■ **What you should do**: Below is some material; set it all down exactly, apart from the pictures.

■ **Source excerpt**:
* begin *

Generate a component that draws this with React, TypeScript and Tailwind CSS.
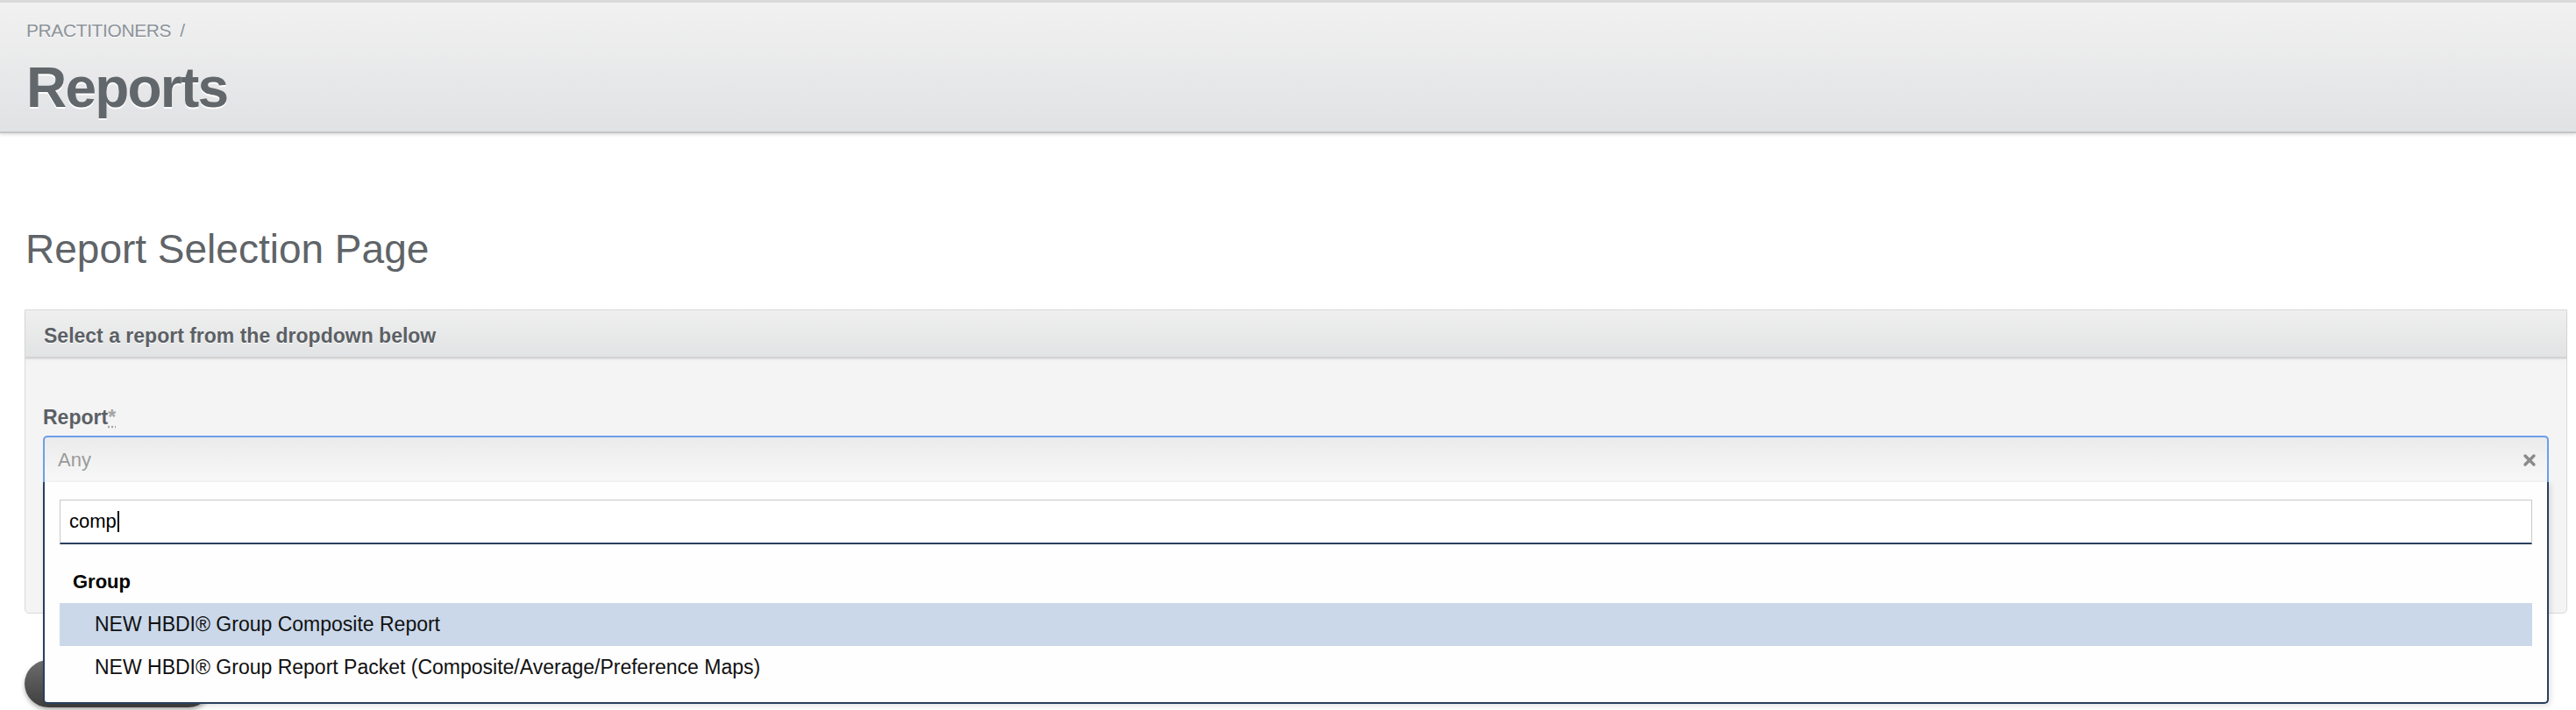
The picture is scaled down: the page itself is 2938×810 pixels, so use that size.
import React from "react";

const options = [
  { label: "NEW HBDI® Group Composite Report", active: true },
  { label: "NEW HBDI® Group Report Packet (Composite/Average/Preference Maps)", active: false },
];

function ClearIcon() {
  return (
    <svg width="16" height="16" viewBox="0 0 16 16" className="block">
      <path d="M3 3 L13 13 M13 3 L3 13" stroke="#8a8a8a" strokeWidth="3.4" strokeLinecap="round" />
    </svg>
  );
}

export default function App() {
  return (
    <div className="min-h-[810px] w-[2938px] overflow-hidden bg-white font-['Liberation_Sans',Arial,sans-serif]">
      {/* Page header */}
      <div className="h-[3px] bg-[#d9d9d9]" />
      <header className="h-[149px] border-b-2 border-[#c5c5c5] bg-gradient-to-b from-[#f1f1f1] to-[#e1e2e4] px-[30px] pt-[21px] shadow-[0_2px_3px_rgba(0,0,0,0.12)]">
        <div className="flex items-center gap-[10px] text-[21px] leading-none tracking-[-0.4px] text-[#8c9399] [text-shadow:0_1px_0_#fff]">
          <span>PRACTITIONERS</span>
          <span>/</span>
        </div>
        <h1 className="mt-[23px] text-[64px] font-bold leading-none tracking-[-1.8px] text-[#62676b] [text-shadow:0_2px_0_#fff]">
          Reports
        </h1>
      </header>

      {/* Title */}
      <h2 className="ml-[29px] mt-[109px] text-[46px] leading-none text-[#5f6468]">
        Report Selection Page
      </h2>

      {/* Panel */}
      <section className="ml-[28px] mr-[10px] mt-[46px] rounded-b-[5px] border border-[#dadada] bg-[#f4f4f4]">
        <div className="flex h-[55px] items-center border-b-2 border-[#d2d2d2] bg-gradient-to-b from-[#efefef] to-[#e2e3e4] pl-[21px] pt-[5px] shadow-[0_1px_2px_rgba(0,0,0,0.08)]">
          <span className="text-[23px] font-bold leading-none text-[#5b6065] [text-shadow:0_1px_0_#fff]">
            Select a report from the dropdown below
          </span>
        </div>

        <div className="px-[20px] pb-[149px] pt-[56px]">
          <label className="block text-[23px] font-bold leading-none text-[#5b6065]">
            Report
            <abbr className="text-[#a3a3a3] no-underline [text-decoration:underline_dotted]" title="required">
              *
            </abbr>
          </label>

          {/* Select with open dropdown */}
          <div className="relative mt-[9px]">
            <div className="flex h-[53px] items-center justify-between rounded-t-[5px] border-2 border-b-0 border-[#6d9eeb] bg-gradient-to-b from-[#ebebeb] to-[#f8f8f8] pl-[15px] pr-[12px]">
              <span className="text-[22px] leading-none text-[#9a9a9a]">Any</span>
              <ClearIcon />
            </div>

            <div className="absolute left-0 right-0 top-full z-10 rounded-b-[5px] border-2 border-t-0 border-[#2a3f5e] bg-[#fefefe] px-[17px] pb-[15px] pt-[20px] shadow-[2px_2px_6px_rgba(0,0,0,0.12)]">
              <div className="flex h-[51px] items-center border border-b-2 border-[#c9c9c9] border-b-[#2a3f5e] bg-white pl-[10px]">
                <span className="text-[22px] leading-none text-black">comp</span>
                <span className="ml-[1px] h-[24px] w-[2px] bg-black" />
              </div>

              <div className="pl-[15px] pt-[32px] text-[22px] font-bold leading-none text-black">Group</div>

              <ul className="mt-[13px]">
                {options.map((opt) => (
                  <li
                    key={opt.label}
                    className={`flex h-[49px] items-center pl-[40px] text-[23px] leading-none text-[#111] ${
                      opt.active ? "bg-[#cad8e9]" : ""
                    }`}
                  >
                    {opt.label}
                  </li>
                ))}
              </ul>
            </div>
          </div>
        </div>
      </section>

      {/* Submit button, mostly hidden behind the open dropdown */}
      <div className="ml-[28px] mt-[53px]">
        <button
          aria-label="Run report"
          className="block h-[54px] w-[214px] rounded-[27px] bg-gradient-to-b from-[#6d6d6d] to-[#3f3f3f] shadow-[0_3px_5px_rgba(0,0,0,0.3)]"
        />
      </div>
    </div>
  );
}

* end *

■ **Complete answer**:
Generate a component that draws this with React, TypeScript and Tailwind CSS.
The picture is scaled down: the page itself is 2938×810 pixels, so use that size.
import React from "react";

const options = [
  { label: "NEW HBDI® Group Composite Report", active: true },
  { label: "NEW HBDI® Group Report Packet (Composite/Average/Preference Maps)", active: false },
];

function ClearIcon() {
  return (
    <svg width="16" height="16" viewBox="0 0 16 16" className="block">
      <path d="M3 3 L13 13 M13 3 L3 13" stroke="#8a8a8a" strokeWidth="3.4" strokeLinecap="round" />
    </svg>
  );
}

export default function App() {
  return (
    <div className="min-h-[810px] w-[2938px] overflow-hidden bg-white font-['Liberation_Sans',Arial,sans-serif]">
      {/* Page header */}
      <div className="h-[3px] bg-[#d9d9d9]" />
      <header className="h-[149px] border-b-2 border-[#c5c5c5] bg-gradient-to-b from-[#f1f1f1] to-[#e1e2e4] px-[30px] pt-[21px] shadow-[0_2px_3px_rgba(0,0,0,0.12)]">
        <div className="flex items-center gap-[10px] text-[21px] leading-none tracking-[-0.4px] text-[#8c9399] [text-shadow:0_1px_0_#fff]">
          <span>PRACTITIONERS</span>
          <span>/</span>
        </div>
        <h1 className="mt-[23px] text-[64px] font-bold leading-none tracking-[-1.8px] text-[#62676b] [text-shadow:0_2px_0_#fff]">
          Reports
        </h1>
      </header>

      {/* Title */}
      <h2 className="ml-[29px] mt-[109px] text-[46px] leading-none text-[#5f6468]">
        Report Selection Page
      </h2>

      {/* Panel */}
      <section className="ml-[28px] mr-[10px] mt-[46px] rounded-b-[5px] border border-[#dadada] bg-[#f4f4f4]">
        <div className="flex h-[55px] items-center border-b-2 border-[#d2d2d2] bg-gradient-to-b from-[#efefef] to-[#e2e3e4] pl-[21px] pt-[5px] shadow-[0_1px_2px_rgba(0,0,0,0.08)]">
          <span className="text-[23px] font-bold leading-none text-[#5b6065] [text-shadow:0_1px_0_#fff]">
            Select a report from the dropdown below
          </span>
        </div>

        <div className="px-[20px] pb-[149px] pt-[56px]">
          <label className="block text-[23px] font-bold leading-none text-[#5b6065]">
            Report
            <abbr className="text-[#a3a3a3] no-underline [text-decoration:underline_dotted]" title="required">
              *
            </abbr>
          </label>

          {/* Select with open dropdown */}
          <div className="relative mt-[9px]">
            <div className="flex h-[53px] items-center justify-between rounded-t-[5px] border-2 border-b-0 border-[#6d9eeb] bg-gradient-to-b from-[#ebebeb] to-[#f8f8f8] pl-[15px] pr-[12px]">
              <span className="text-[22px] leading-none text-[#9a9a9a]">Any</span>
              <ClearIcon />
            </div>

            <div className="absolute left-0 right-0 top-full z-10 rounded-b-[5px] border-2 border-t-0 border-[#2a3f5e] bg-[#fefefe] px-[17px] pb-[15px] pt-[20px] shadow-[2px_2px_6px_rgba(0,0,0,0.12)]">
              <div className="flex h-[51px] items-center border border-b-2 border-[#c9c9c9] border-b-[#2a3f5e] bg-white pl-[10px]">
                <span className="text-[22px] leading-none text-black">comp</span>
                <span className="ml-[1px] h-[24px] w-[2px] bg-black" />
              </div>

              <div className="pl-[15px] pt-[32px] text-[22px] font-bold leading-none text-black">Group</div>

              <ul className="mt-[13px]">
                {options.map((opt) => (
                  <li
                    key={opt.label}
                    className={`flex h-[49px] items-center pl-[40px] text-[23px] leading-none text-[#111] ${
                      opt.active ? "bg-[#cad8e9]" : ""
                    }`}
                  >
                    {opt.label}
                  </li>
                ))}
              </ul>
            </div>
          </div>
        </div>
      </section>

      {/* Submit button, mostly hidden behind the open dropdown */}
      <div className="ml-[28px] mt-[53px]">
        <button
          aria-label="Run report"
          className="block h-[54px] w-[214px] rounded-[27px] bg-gradient-to-b from-[#6d6d6d] to-[#3f3f3f] shadow-[0_3px_5px_rgba(0,0,0,0.3)]"
        />
      </div>
    </div>
  );
}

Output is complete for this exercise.